Voltando ao “Antes do Fim”: ele vai ser editado em algum formato físico?
Saiu o vinil já pela Red Star, o nosso selo. Vendeu bem, e acho que está quase acabando – na real, acho que acabou, temos que prensar de novo. A gente não sabe se lança em CD, porque CD, realmente… Mas vinil é legal, a galera curte. Muita gente pede pra lançar em CD, mas não sei se vamos lançar.

E para encerrar: fazer um álbum como esse é um jeito de olhar para o próprio passado. Como você disse nessa entrevista, cada disco é um retrato do momento.

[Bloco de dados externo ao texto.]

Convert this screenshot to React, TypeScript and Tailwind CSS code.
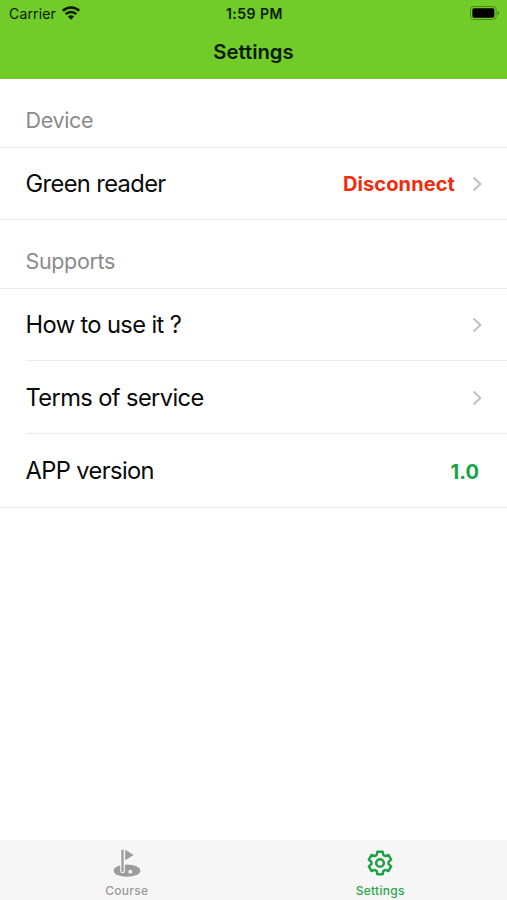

Desses 43 anos de carreira, qual é o retrato que melhor define o Inocentes? Qual disco tem a banda melhor representada?
Cara, eu gosto muito do “Adeus Carne” (1987), gosto muito do “Embalado a Vácuo” (1997), que é com essa formação atual, que vai fazer 30 anos em 2025. E gosto muito desse acústico. A gente vai relançar o “Ruas” (1996) em vinil, ele é o primeiro registro da formação atual (com Clemente, Ronaldo, Anselmo e o baterista Nonô). Mas realmente, se for pegar uma fotografia do Inocentes, esse acústico é um disco onde a gente conseguiu recriar as canções de uma maneira completamente despretensiosa, com amor mesmo. São releituras que fazem letras soarem, pra galera poder cantar… Foi um disco bem legal de se fazer. É um disco bem sincero, porque não tem pretensão de fazer sucesso. A gente sabe que não vai tocar nas rádios (ri). É um disco para a gente poder tocar em outros lugares, porque tem gente que não vai mais em show nosso. Não vai num porão, numa quebrada, num lugar mais tosco. Por isso que o Blue Note estava lotado num domingo de chuva! Teve um cara que chegou e falou que a última vez que tinha visto a gente tinha sido no Madame Satã (risos).